Enhancing Data Infrastructure

The EBA’s third priority focuses on data. The Authority plans to implement its Data Strategy, contributing to the EU’s Supervisory Data Strategy. This involves improving data acquisition, compilation, utilization, and dissemination to stakeholders. The EUCLID (European Centralised Infrastructure for Supervisory Data) platform will be further developed to ensure efficient data flows and access to high-quality data for stakeholders. The EBA is committed to expanding its dissemination platform to include new datasets, incorporating DORA and MiCAR reporting into its framework. In 2025, the EBA will also finalize the transition to an improved data point model and methodology (DPM standard 2.0), ensuring its data dictionary is prepared for future reporting and digital processing challenges.

Starting Oversight and Supervisory Activities for DORA and MiCAR

The fourth priority is the implementation of DORA (Digital Operational Resilience Act) and MiCAR (Markets in Crypto-assets Regulation). DORA came into effect on January 16, 2023, and will apply from January 17, 2025, while MiCAR came into force on June 29, 2023, with phased application dates for different aspects of the regulation. The EBA aims to establish a consistent framework for crypto-asset issuance and digital risk management within the Single Rulebook.

The EBA, in collaboration with other European Supervisory Authorities (ESAs), is preparing for the implementation of both regulations. For DORA, this includes determining the scope of ICT third-party providers (TTPs) subject to oversight, designating critical TTPs, and establishing oversight processes and methodologies. A new IT system is being developed to support these oversight functions.

Under MiCAR, the EBA will assume responsibility for supervising significant crypto-asset providers. This involves developing supervisory policies, procedures, and templates for information exchange, and building IT capabilities. The Crypto-Assets Standing Committee, established in 2024, will facilitate the performance of these supervisory tasks.
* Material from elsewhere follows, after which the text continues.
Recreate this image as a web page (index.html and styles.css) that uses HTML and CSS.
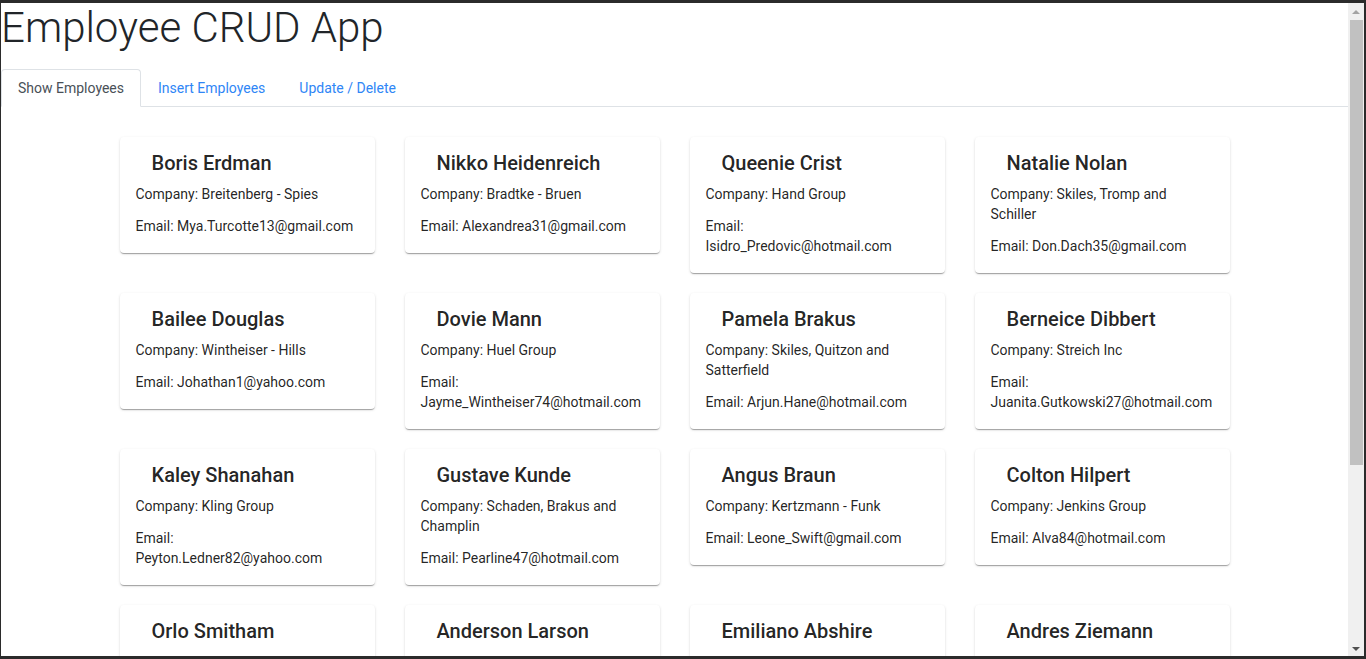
FILE: index.html
```html
<!DOCTYPE html>
<html lang="en">
<head>
<meta charset="utf-8">
<title>Employee CRUD App</title>
<link rel="stylesheet" href="styles.css">
</head>
<body>
<div class="window">
  <div class="viewport">
    <h1 class="title">Employee CRUD App</h1>
    <ul class="tabs">
      <li class="tab active">Show Employees</li>
      <li class="tab">Insert Employees</li>
      <li class="tab">Update / Delete</li>
    </ul>
    <main class="grid">
      <div class="card"><h2 class="name">Boris Erdman</h2><p>Company: Breitenberg - Spies</p><p>Email: Mya.Turcotte13@gmail.com</p></div>
      <div class="card"><h2 class="name">Nikko Heidenreich</h2><p>Company: Bradtke - Bruen</p><p>Email: Alexandrea31@gmail.com</p></div>
      <div class="card"><h2 class="name">Queenie Crist</h2><p>Company: Hand Group</p><p>Email: Isidro_Predovic@hotmail.com</p></div>
      <div class="card"><h2 class="name">Natalie Nolan</h2><p>Company: Skiles, Tromp and Schiller</p><p>Email: Don.Dach35@gmail.com</p></div>

      <div class="card"><h2 class="name">Bailee Douglas</h2><p>Company: Wintheiser - Hills</p><p>Email: Johathan1@yahoo.com</p></div>
      <div class="card"><h2 class="name">Dovie Mann</h2><p>Company: Huel Group</p><p>Email: Jayme_Wintheiser74@hotmail.com</p></div>
      <div class="card"><h2 class="name">Pamela Brakus</h2><p>Company: Skiles, Quitzon and Satterfield</p><p>Email: Arjun.Hane@hotmail.com</p></div>
      <div class="card"><h2 class="name">Berneice Dibbert</h2><p>Company: Streich Inc</p><p>Email: Juanita.Gutkowski27@hotmail.com</p></div>

      <div class="card"><h2 class="name">Kaley Shanahan</h2><p>Company: Kling Group</p><p>Email: Peyton.Ledner82@yahoo.com</p></div>
      <div class="card"><h2 class="name">Gustave Kunde</h2><p>Company: Schaden, Brakus and Champlin</p><p>Email: Pearline47@hotmail.com</p></div>
      <div class="card"><h2 class="name">Angus Braun</h2><p>Company: Kertzmann - Funk</p><p>Email: Leone_Swift@gmail.com</p></div>
      <div class="card"><h2 class="name">Colton Hilpert</h2><p>Company: Jenkins Group</p><p>Email: Alva84@hotmail.com</p></div>

      <div class="card"><h2 class="name">Orlo Smitham</h2><p>Company: Hodkiewicz, Kuhlman and Hegmann</p><p>Email: Orlo.Smitham@gmail.com</p></div>
      <div class="card"><h2 class="name">Anderson Larson</h2><p>Company: Mueller LLC</p><p>Email: Anderson44@yahoo.com</p></div>
      <div class="card"><h2 class="name">Emiliano Abshire</h2><p>Company: Rempel Group</p><p>Email: Emiliano.Abshire@gmail.com</p></div>
      <div class="card"><h2 class="name">Andres Ziemann</h2><p>Company: Wolff - Kuhn</p><p>Email: Andres61@hotmail.com</p></div>
    </main>
  </div>
  <div class="scrollbar">
    <span class="arrow arrow-up"></span>
    <div class="thumb"></div>
    <div class="track-rest"></div>
    <span class="arrow arrow-down"></span>
  </div>
</div>
</body>
</html>
```

FILE: styles.css
```css
* {
  box-sizing: border-box;
}

html, body {
  margin: 0;
  padding: 0;
  background: #2b2b2b;
}

body {
  font-family: Roboto, "Liberation Sans", Arial, sans-serif;
  font-size: 14px;
  color: #212529;
}

.window {
  height: 659px;
  display: flex;
  border-style: solid;
  border-color: #2b2b2b;
  border-width: 3px 2px 3px 1px;
  overflow: hidden;
  background: #fff;
}

.viewport {
  flex: 1;
  min-width: 0;
  overflow: hidden;
  background: #fff;
}

.title {
  margin: 0 0 17px 0;
  font-family: Roboto, "Liberation Sans", sans-serif;
  font-weight: 300;
  font-size: 42px;
  line-height: 49px;
  color: #212529;
}

.tabs {
  list-style: none;
  margin: 0;
  padding: 0;
  display: flex;
  border-bottom: 1px solid #dee2e6;
}

.tab {
  padding: 8px 16px;
  line-height: 20px;
  font-size: 14px;
  color: #2f86f6;
  border: 1px solid transparent;
  border-radius: 4px 4px 0 0;
  margin-bottom: -1px;
}

.tab.active {
  color: #495057;
  background: #fff;
  border-color: #dee2e6 #dee2e6 #fff;
}

.grid {
  display: grid;
  grid-template-columns: repeat(4, 255px);
  column-gap: 30px;
  row-gap: 20px;
  justify-content: center;
  align-items: start;
  padding-top: 30px;
}

.card {
  background: #fff;
  border-radius: 4px;
  box-shadow: 0px 2px 1px -1px rgba(0,0,0,0.2), 0px 1px 1px 0px rgba(0,0,0,0.14), 0px 1px 3px 0px rgba(0,0,0,0.12);
  padding: 14px 16px 17px;
  color: rgba(0,0,0,0.87);
}

.name {
  margin: 0 0 9px 0;
  padding-left: 16px;
  font-size: 20px;
  font-weight: 500;
  line-height: 24px;
  color: rgba(0,0,0,0.87);
}

.card p {
  margin: 0;
  font-size: 14px;
  line-height: 20px;
}

.card p + p {
  margin-top: 12px;
}

.scrollbar {
  width: 16px;
  flex: none;
  background: #f0f0f0;
  display: flex;
  flex-direction: column;
  align-items: center;
}

.arrow {
  width: 0;
  height: 0;
  border-left: 4px solid transparent;
  border-right: 4px solid transparent;
  flex: none;
}

.arrow-up {
  margin-top: 7px;
  margin-bottom: 6px;
  border-bottom: 4px solid #a3a3a3;
}

.arrow-down {
  margin-bottom: 5px;
  margin-top: 6px;
  border-top: 4px solid #505050;
}

.thumb {
  width: 13px;
  margin-left: 1px;
  height: 445px;
  background: #c1c1c1;
  flex: none;
}

.track-rest {
  flex: 1;
}
```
Ensuring a Smooth Transition to the New AML/CFT Framework

The final priority for the EBA in 2025 is ensuring a smooth transition to the new Anti-Money Laundering and Countering the Financing of Terrorism (AML/CFT) framework. The new EU AML authority, AMLA, was established in 2024 and will become operational in 2025. The EBA will retain its AML/CFT mandate during a transition period until December 31, 2025. The EBA will focus on collaborating with competent authorities and the European Commission to finalize the transition, which involves transferring data, knowledge, and powers to AMLA, offering technical advice, and supporting national competent authorities.

The EBA’s 2025 Work Programme demonstrates a comprehensive approach towards fortifying the European banking sector. By prioritizing the implementation of key regulations like the EU banking package, DORA, and MiCAR, the EBA aims to strengthen the regulatory framework and enhance the stability of the financial system.